The "Yield Trap" and How to Not Lose Your Shirt
You’ve got to look at the Payout Ratio. If a company earns $1.00 per share but pays out $1.10 in dividends, they are dipping into savings or debt to pay you. That’s a house of cards. For a BDC or a REIT, you don't look at "Net Income"; you look at FFO (Funds From Operations) or Distributable Cash Flow.
Honestly, if the yield is over 10%, you should assume the dividend is at risk. It might not be cut tomorrow, but the "margin of safety" is thin. Experts like Matt DiLallo often point out that a 5% yield that grows every year is worth way more than a 15% yield that gets cut in half next year.
Real Talk: The Tax Man Cometh
Don't forget that Uncle Sam wants his cut. Most monthly dividends from REITs are taxed as "ordinary income," not the lower "qualified dividend" rate. If you're in a high tax bracket, you might see 30% of that monthly check vanish before you can spend it. This is why many smart investors keep their highest paying monthly dividend stocks in a Roth IRA or a 401(k). Tax-free growth is the ultimate cheat code.
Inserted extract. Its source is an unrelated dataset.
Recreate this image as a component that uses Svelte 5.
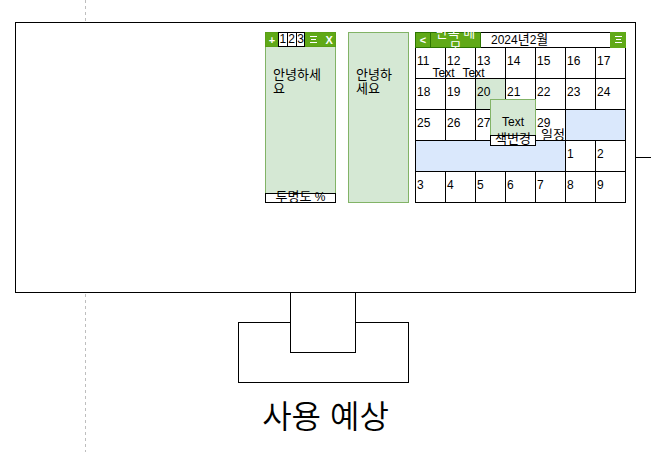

Actionable Steps for Your Income Portfolio
Don't just go out and buy the stock with the biggest number. That’s how people get burned.
- Check the Coverage: Look at the last four quarters of earnings. Is the company actually making enough cash to cover the dividend? Use a tool like Seeking Alpha or Simply Wall St to check the "Payout Ratio."
- Diversify Your Sectors: Don't just buy five REITs. Mix a BDC (like MAIN) with an Industrial REIT (like STAG) and maybe a monthly-paying ETF like JEPI or SCHD (though SCHD pays quarterly, many use it as a base).
- The "Yield Plus Growth" Rule: Try to find stocks that have a yield of at least 4% but also a history of raising that payout by 3-5% every year. This protects you against inflation.
- Reinvest the "Dust": Even if you need the income, try to leave 10% of the dividend to buy more shares. This ensures your "paycheck" grows even if the company doesn't raise the dividend.
The goal isn't just to find the highest paying monthly dividend stocks; it's to find the ones that will still be paying you in 2030. High yield is a tool, but sustainability is the goal. Start small, watch how the stocks behave during a market dip, and build your "money machine" one brick at a time.